Locate the lines where "index" occurs and copy them as they stand.
** begin Data shown **
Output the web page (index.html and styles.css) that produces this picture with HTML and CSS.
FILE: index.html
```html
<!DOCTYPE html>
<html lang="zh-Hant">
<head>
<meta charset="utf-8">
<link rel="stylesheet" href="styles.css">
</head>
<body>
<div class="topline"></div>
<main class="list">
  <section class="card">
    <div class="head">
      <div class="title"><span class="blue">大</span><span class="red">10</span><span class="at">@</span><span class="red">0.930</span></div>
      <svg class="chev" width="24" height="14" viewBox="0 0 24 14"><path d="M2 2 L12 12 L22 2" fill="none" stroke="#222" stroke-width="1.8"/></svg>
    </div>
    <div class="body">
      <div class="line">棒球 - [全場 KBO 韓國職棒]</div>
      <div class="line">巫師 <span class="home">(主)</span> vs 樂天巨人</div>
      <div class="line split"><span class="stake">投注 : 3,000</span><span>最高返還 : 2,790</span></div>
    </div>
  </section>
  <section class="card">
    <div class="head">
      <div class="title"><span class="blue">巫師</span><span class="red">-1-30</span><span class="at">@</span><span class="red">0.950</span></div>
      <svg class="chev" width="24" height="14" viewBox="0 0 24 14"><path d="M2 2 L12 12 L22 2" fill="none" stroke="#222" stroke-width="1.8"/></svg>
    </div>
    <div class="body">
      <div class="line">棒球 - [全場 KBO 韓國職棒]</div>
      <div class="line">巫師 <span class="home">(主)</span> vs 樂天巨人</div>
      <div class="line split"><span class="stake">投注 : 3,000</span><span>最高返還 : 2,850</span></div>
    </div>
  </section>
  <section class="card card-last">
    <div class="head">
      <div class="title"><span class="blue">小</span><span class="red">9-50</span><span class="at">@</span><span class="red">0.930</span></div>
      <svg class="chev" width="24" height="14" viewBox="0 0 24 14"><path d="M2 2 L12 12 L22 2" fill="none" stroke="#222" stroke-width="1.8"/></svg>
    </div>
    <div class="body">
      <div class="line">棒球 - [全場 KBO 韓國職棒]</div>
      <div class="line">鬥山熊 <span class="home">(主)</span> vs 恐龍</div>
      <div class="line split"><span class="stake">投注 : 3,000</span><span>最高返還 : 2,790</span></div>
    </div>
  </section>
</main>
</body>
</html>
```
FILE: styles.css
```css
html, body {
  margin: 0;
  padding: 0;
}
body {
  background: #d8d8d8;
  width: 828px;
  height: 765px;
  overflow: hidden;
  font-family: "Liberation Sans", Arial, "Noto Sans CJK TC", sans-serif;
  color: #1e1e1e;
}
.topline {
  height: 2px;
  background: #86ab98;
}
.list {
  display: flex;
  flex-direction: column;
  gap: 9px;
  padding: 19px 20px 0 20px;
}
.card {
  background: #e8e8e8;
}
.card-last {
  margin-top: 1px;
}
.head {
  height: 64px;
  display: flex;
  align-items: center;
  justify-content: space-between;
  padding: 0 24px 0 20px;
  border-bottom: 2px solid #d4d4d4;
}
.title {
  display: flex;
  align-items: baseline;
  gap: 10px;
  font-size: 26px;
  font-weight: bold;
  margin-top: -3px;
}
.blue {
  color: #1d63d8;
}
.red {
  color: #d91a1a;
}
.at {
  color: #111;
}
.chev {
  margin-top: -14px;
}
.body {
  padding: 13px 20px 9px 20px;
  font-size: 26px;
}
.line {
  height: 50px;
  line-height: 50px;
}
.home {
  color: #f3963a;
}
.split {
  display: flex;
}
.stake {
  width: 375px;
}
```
** end Data shown **
** begin Data shown **
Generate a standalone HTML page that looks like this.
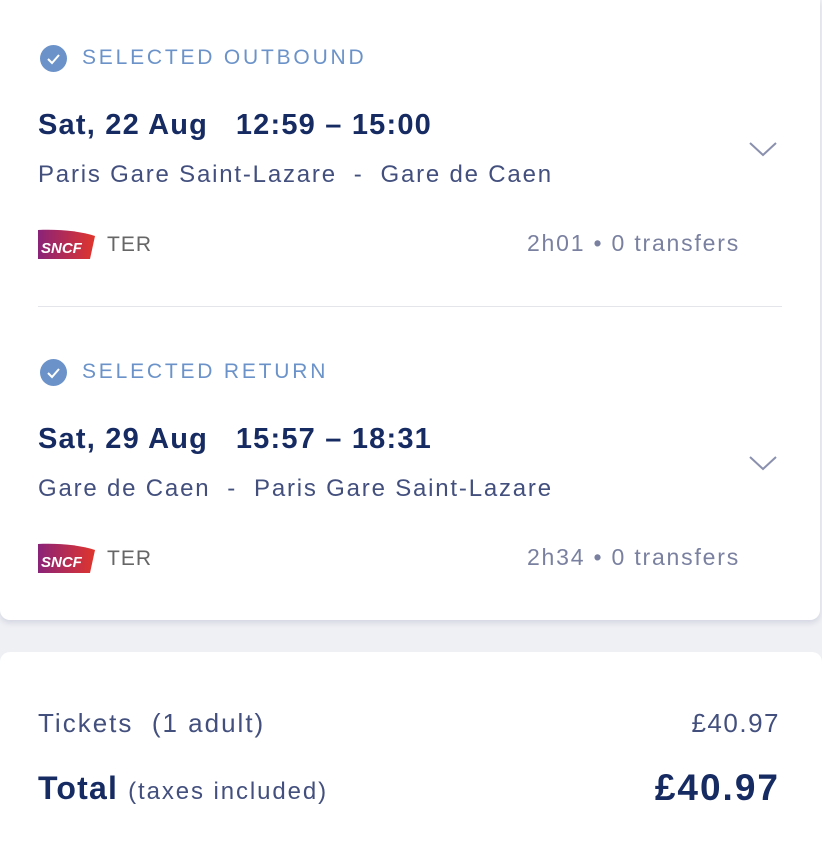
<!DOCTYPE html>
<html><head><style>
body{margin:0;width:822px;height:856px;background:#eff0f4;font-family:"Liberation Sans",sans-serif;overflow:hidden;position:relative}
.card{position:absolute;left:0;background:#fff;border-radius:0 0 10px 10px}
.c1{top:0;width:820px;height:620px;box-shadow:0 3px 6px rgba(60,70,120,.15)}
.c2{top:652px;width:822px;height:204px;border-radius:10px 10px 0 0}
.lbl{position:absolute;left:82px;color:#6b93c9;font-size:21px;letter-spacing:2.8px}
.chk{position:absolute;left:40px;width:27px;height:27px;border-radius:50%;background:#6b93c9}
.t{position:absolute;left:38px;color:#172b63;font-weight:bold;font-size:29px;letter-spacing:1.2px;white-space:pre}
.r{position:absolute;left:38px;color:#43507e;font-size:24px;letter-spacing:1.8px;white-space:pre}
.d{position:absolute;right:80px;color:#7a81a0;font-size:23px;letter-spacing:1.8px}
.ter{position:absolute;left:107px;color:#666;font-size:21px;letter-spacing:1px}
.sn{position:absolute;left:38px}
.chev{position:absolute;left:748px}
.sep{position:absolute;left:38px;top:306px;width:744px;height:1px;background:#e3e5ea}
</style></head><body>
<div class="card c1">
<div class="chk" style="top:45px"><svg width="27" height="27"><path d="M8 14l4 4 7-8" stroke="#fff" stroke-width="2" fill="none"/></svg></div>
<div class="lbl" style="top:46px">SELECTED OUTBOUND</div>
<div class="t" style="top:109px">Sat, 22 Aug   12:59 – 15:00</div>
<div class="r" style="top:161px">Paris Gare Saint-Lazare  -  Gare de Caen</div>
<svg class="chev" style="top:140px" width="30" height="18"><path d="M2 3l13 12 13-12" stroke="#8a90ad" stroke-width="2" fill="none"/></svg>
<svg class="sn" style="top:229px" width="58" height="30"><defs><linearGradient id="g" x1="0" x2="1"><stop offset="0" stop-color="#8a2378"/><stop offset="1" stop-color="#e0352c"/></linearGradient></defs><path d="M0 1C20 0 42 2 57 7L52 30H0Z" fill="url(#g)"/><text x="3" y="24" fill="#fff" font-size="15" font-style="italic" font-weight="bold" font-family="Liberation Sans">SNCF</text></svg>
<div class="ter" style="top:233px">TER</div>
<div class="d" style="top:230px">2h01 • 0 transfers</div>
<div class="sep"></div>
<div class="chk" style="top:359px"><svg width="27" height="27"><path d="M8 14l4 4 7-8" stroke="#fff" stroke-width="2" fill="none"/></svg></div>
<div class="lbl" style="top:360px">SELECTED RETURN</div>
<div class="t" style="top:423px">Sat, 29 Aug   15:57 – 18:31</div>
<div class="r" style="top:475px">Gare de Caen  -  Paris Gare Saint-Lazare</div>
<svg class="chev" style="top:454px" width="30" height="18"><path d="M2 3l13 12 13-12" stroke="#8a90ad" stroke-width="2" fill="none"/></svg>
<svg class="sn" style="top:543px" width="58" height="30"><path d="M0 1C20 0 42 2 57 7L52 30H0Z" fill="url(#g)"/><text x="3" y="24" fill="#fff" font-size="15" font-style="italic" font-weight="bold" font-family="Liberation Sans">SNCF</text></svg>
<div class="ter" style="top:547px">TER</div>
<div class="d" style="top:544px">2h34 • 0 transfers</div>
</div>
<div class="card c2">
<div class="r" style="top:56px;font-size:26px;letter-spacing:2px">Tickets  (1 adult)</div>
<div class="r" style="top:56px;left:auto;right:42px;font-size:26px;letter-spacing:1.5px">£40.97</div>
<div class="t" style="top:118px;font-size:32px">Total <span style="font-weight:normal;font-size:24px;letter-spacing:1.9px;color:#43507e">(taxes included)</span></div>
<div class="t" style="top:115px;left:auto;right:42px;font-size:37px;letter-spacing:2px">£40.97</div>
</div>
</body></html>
** end Data shown **
> _Response to this task_:
Output the web page (index.html and styles.css) that produces this picture with HTML and CSS.
FILE: index.html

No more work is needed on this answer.